Gather up the lines that contain "components".

Start of Recorded data

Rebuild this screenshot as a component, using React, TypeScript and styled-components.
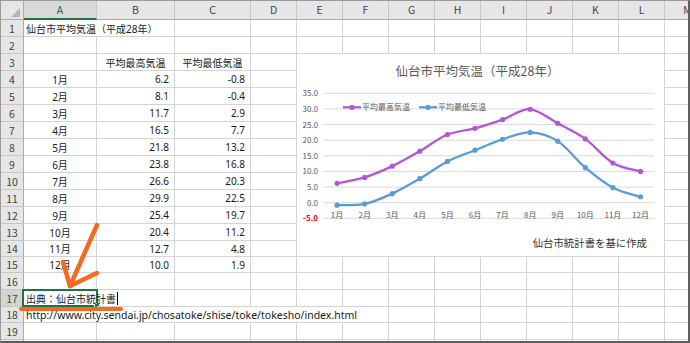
import React from 'react';
import styled, { createGlobalStyle } from 'styled-components';

const GlobalStyle = createGlobalStyle`
  html, body { margin: 0; padding: 0; background: #ffffff; }
  body { font-family: "Noto Sans CJK JP", "Noto Sans", sans-serif; }
`;

const FONT = '"Noto Sans CJK JP", "Noto Sans", sans-serif';
const CELL_FONT = '"Noto Sans", "Noto Sans CJK JP", sans-serif';
const GRID = '#d4d4d4';
const GREEN = '#217346';

const COLS = ['A', 'B', 'C', 'D', 'E', 'F', 'G', 'H', 'I', 'J', 'K', 'L', 'M'];

const maxT = [6.2, 8.1, 11.7, 16.5, 21.8, 23.8, 26.6, 29.9, 25.4, 20.4, 12.7, 10.0];
const minT = [-0.8, -0.4, 2.9, 7.7, 13.2, 16.8, 20.3, 22.5, 19.7, 11.2, 4.8, 1.9];

const Frame = styled.div`
  position: relative;
  width: 690px;
  height: 343px;
  box-sizing: border-box;
  overflow: hidden;
  border-top: 1px solid #9a9a9a;
  border-left: 1px solid #9a9a9a;
  border-right: 2px solid #5e5e5e;
  border-bottom: 2px solid #5e5e5e;
  background: #ffffff;
`;

const Sheet = styled.div`
  position: relative;
  display: grid;
  grid-template-columns: 23px 73px 78px 76px repeat(10, 46px);
  grid-template-rows: 19px repeat(13, 17px) 16px 16px 17px 17px 16px 17px 17px;
  width: max-content;
  font-family: ${FONT};
`;

const Corner = styled.div`
  position: relative;
  box-sizing: border-box;
  background: #e6e6e6;
  border-right: 1px solid #ababab;
  border-bottom: 1px solid #ababab;
  display: flex;
  align-items: flex-end;
  justify-content: flex-end;
  padding: 0 3px 2px 0;
`;

const ColHead = styled.div<{ $selected?: boolean }>`
  box-sizing: border-box;
  background: ${(p) => (p.$selected ? '#d9d9d9' : '#e6e6e6')};
  border-right: 1px solid #c6c6c6;
  border-bottom: ${(p) => (p.$selected ? `2px solid ${GREEN}` : '1px solid #ababab')};
  color: ${(p) => (p.$selected ? '#1d5c38' : '#444444')};
  font-size: 10.5px;
  display: flex;
  align-items: center;
  justify-content: center;
  padding-bottom: ${(p) => (p.$selected ? '0' : '1px')};
`;

const RowHead = styled.div<{ $selected?: boolean }>`
  box-sizing: border-box;
  background: ${(p) => (p.$selected ? '#d4d4d4' : '#e6e6e6')};
  border-right: 1px solid #ababab;
  border-bottom: 1px solid #c6c6c6;
  color: ${(p) => (p.$selected ? '#2b5a3c' : '#444444')};
  font-size: 10.5px;
  display: flex;
  align-items: center;
  justify-content: center;
`;

const Cell = styled.div<{ $align?: 'left' | 'center' | 'right'; $span?: number; $size?: number }>`
  position: relative;
  box-sizing: border-box;
  grid-column: span ${(p) => p.$span ?? 1};
  border-right: 1px solid ${GRID};
  border-bottom: 1px solid ${GRID};
  display: flex;
  align-items: center;
  justify-content: ${(p) => (p.$align === 'right' ? 'flex-end' : p.$align === 'center' ? 'center' : 'flex-start')};
  padding: ${(p) => (p.$align === 'right' ? '0 5px 0 0' : p.$align === 'center' ? '0' : '0 0 0 2px')};
  font-family: ${CELL_FONT};
  font-size: ${(p) => p.$size ?? 10}px;
  color: #1a1a1a;
  white-space: nowrap;
  overflow: visible;
  z-index: 1;
`;

const Selection = styled.div`
  position: absolute;
  left: -2px;
  top: -1px;
  width: 76px;
  height: 18px;
  box-sizing: border-box;
  border: 2px solid ${GREEN};
  pointer-events: none;
`;

const FillHandle = styled.div`
  position: absolute;
  right: -4px;
  bottom: -4px;
  width: 6px;
  height: 6px;
  box-sizing: border-box;
  background: ${GREEN};
  border: 1px solid #ffffff;
`;

const CellText = styled.span`
  position: relative;
  z-index: 2;
  display: inline-flex;
  align-items: center;
`;

const Caret = styled.span`
  display: inline-block;
  width: 0;
  height: 13px;
  border-left: 1px solid #000000;
  margin-left: 1px;
`;

const ChartPanel = styled.div`
  position: absolute;
  left: 296px;
  top: 53px;
  width: 367px;
  height: 202px;
  background: #ffffff;
  z-index: 3;
  display: flex;
  flex-direction: column;
  font-family: ${FONT};
`;

const ChartTitle = styled.div`
  height: 20px;
  line-height: 20px;
  padding-top: 7px;
  margin-bottom: 3px;
  padding-right: 6px;
  text-align: center;
  font-size: 12.5px;
  color: #595959;
  white-space: nowrap;
`;

const Plot = styled.svg`
  display: block;
  width: 367px;
  height: 152px;
`;

const ChartNote = styled.div`
  line-height: 14px;
  font-size: 10.4px;
  color: #333333;
  text-align: right;
  padding-right: 17px;
  white-space: nowrap;
`;

const Annotation = styled.svg`
  position: absolute;
  left: -1px;
  top: -1px;
  width: 690px;
  height: 343px;
  z-index: 5;
  pointer-events: none;
`;

const PX0 = 26.3;
const PX1 = 357.3;
const CAT = (PX1 - PX0) / 12;
const cx = (i: number) => PX0 + CAT * (i + 0.5);
const cy = (v: number) => 118.7 - 3.125 * v;

function smoothPath(vals: number[]): string {
  const pts = vals.map((v, i) => [cx(i), cy(v)]);
  let d = `M${pts[0][0].toFixed(2)},${pts[0][1].toFixed(2)}`;
  for (let i = 0; i < pts.length - 1; i++) {
    const p0 = pts[i - 1] || pts[i];
    const p1 = pts[i];
    const p2 = pts[i + 1];
    const p3 = pts[i + 2] || p2;
    const c1x = p1[0] + (p2[0] - p0[0]) / 6;
    const c1y = p1[1] + (p2[1] - p0[1]) / 6;
    const c2x = p2[0] - (p3[0] - p1[0]) / 6;
    const c2y = p2[1] - (p3[1] - p1[1]) / 6;
    d += ` C${c1x.toFixed(2)},${c1y.toFixed(2)} ${c2x.toFixed(2)},${c2y.toFixed(2)} ${p2[0].toFixed(2)},${p2[1].toFixed(2)}`;
  }
  return d;
}

const PURPLE = '#b256d4';
const BLUE = '#5b9bd5';

const Chart: React.FC = () => {
  const ticks = [35, 30, 25, 20, 15, 10, 5, 0, -5];
  return (
    <ChartPanel>
      <ChartTitle>仙台市平均気温（平成28年）</ChartTitle>
      <Plot viewBox="0 0 367 152">
        {ticks.map((t) => (
          <line key={t} x1={PX0} x2={PX1} y1={cy(t)} y2={cy(t)} stroke="#d9d9d9" strokeWidth={1} />
        ))}
        {ticks.map((t) => (
          <text
            key={`l${t}`}
            x={21}
            y={cy(t) + 3}
            textAnchor="end"
            fontSize={8}
            fontFamily={FONT}
            fill={t < 0 ? '#ff0000' : '#595959'}
            fontWeight={t < 0 ? 700 : 400}
          >
            {t.toFixed(1)}
          </text>
        ))}
        {maxT.map((_, i) => (
          <text key={`m${i}`} x={cx(i)} y={134} textAnchor="middle" fontSize={8} fontFamily={FONT} fill="#595959">
            {i + 1}月
          </text>
        ))}
        <path d={smoothPath(maxT)} fill="none" stroke={PURPLE} strokeWidth={2.25} strokeLinejoin="round" />
        <path d={smoothPath(minT)} fill="none" stroke={BLUE} strokeWidth={2.25} strokeLinejoin="round" />
        {maxT.map((v, i) => (
          <circle key={`pm${i}`} cx={cx(i)} cy={cy(v)} r={2.6} fill={PURPLE} />
        ))}
        {minT.map((v, i) => (
          <circle key={`bm${i}`} cx={cx(i)} cy={cy(v)} r={2.6} fill={BLUE} />
        ))}
        <line x1={46} x2={64} y1={23.3} y2={23.3} stroke={PURPLE} strokeWidth={2.25} />
        <circle cx={55} cy={23.3} r={2.6} fill={PURPLE} />
        <text x={65} y={26.3} fontSize={8} fontFamily={FONT} fill="#595959">平均最高気温</text>
        <line x1={122} x2={140} y1={23.3} y2={23.3} stroke={BLUE} strokeWidth={2.25} />
        <circle cx={131} cy={23.3} r={2.6} fill={BLUE} />
        <text x={141} y={26.3} fontSize={8} fontFamily={FONT} fill="#595959">平均最低気温</text>
      </Plot>
      <ChartNote>仙台市統計書を基に作成</ChartNote>
    </ChartPanel>
  );
};

type CellDef = { text?: React.ReactNode; align?: 'left' | 'center' | 'right'; span?: number; size?: number };

function buildRow(r: number): (CellDef | null)[] {
  const row: (CellDef | null)[] = COLS.map(() => ({}));
  if (r === 1) {
    row[0] = { text: '仙台市平均気温（平成28年）', align: 'left', span: 2 };
    row[1] = null;
  }
  if (r === 3) {
    row[1] = { text: '平均最高気温', align: 'center' };
    row[2] = { text: '平均最低気温', align: 'center' };
  }
  if (r >= 4 && r <= 15) {
    const i = r - 4;
    row[0] = { text: `${i + 1}月`, align: 'center' };
    row[1] = { text: maxT[i].toFixed(1), align: 'right' };
    row[2] = { text: minT[i].toFixed(1), align: 'right' };
  }
  if (r === 18) {
    row[0] = {
      text: 'http://www.city.sendai.jp/chosatoke/shise/toke/tokesho/index.html',
      align: 'left',
      span: 6,
      size: 10.5,
    };
    for (let k = 1; k < 6; k++) row[k] = null;
  }
  return row;
}

const ROWS = Array.from({ length: 20 }, (_, i) => i + 1);

export default function App() {
  return (
    <>
      <GlobalStyle />
      <Frame>
        <Sheet>
          <Corner>
            <svg width="9" height="9" viewBox="0 0 9 9">
              <polygon points="9,0 9,9 0,9" fill="#b5b5b5" />
            </svg>
          </Corner>
          {COLS.map((c) => (
            <ColHead key={c} $selected={c === 'A'}>
              {c}
            </ColHead>
          ))}
          {ROWS.map((r) => {
            const cells = buildRow(r);
            return (
              <React.Fragment key={r}>
                <RowHead $selected={r === 17}>{r}</RowHead>
                {cells.map((cd, ci) => {
                  if (cd === null) return null;
                  if (r === 17 && ci === 0) {
                    return (
                      <Cell key={ci} $align="left">
                        <Selection>
                          <FillHandle />
                        </Selection>
                        <CellText>
                          出典：仙台市統計書
                          <Caret />
                        </CellText>
                      </Cell>
                    );
                  }
                  return (
                    <Cell key={ci} $align={cd.align} $span={cd.span} $size={cd.size}>
                      {cd.text}
                    </Cell>
                  );
                })}
              </React.Fragment>
            );
          })}
          <Chart />
        </Sheet>
        <Annotation viewBox="0 0 690 343">
          <g stroke="#f36b21" strokeWidth={4.5} strokeLinecap="round" strokeLinejoin="round" fill="none">
            <line x1={97} y1={225} x2={70} y2={286} />
            <polyline points="63,262 70,286 97,273" />
            <line x1={21} y1={309} x2={121} y2={309} strokeWidth={4} />
          </g>
        </Annotation>
      </Frame>
    </>
  );
}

End of Recorded data

- _Exercise answer_
Rebuild this screenshot as a component, using React, TypeScript and styled-components.
import styled, { createGlobalStyle } from 'styled-components';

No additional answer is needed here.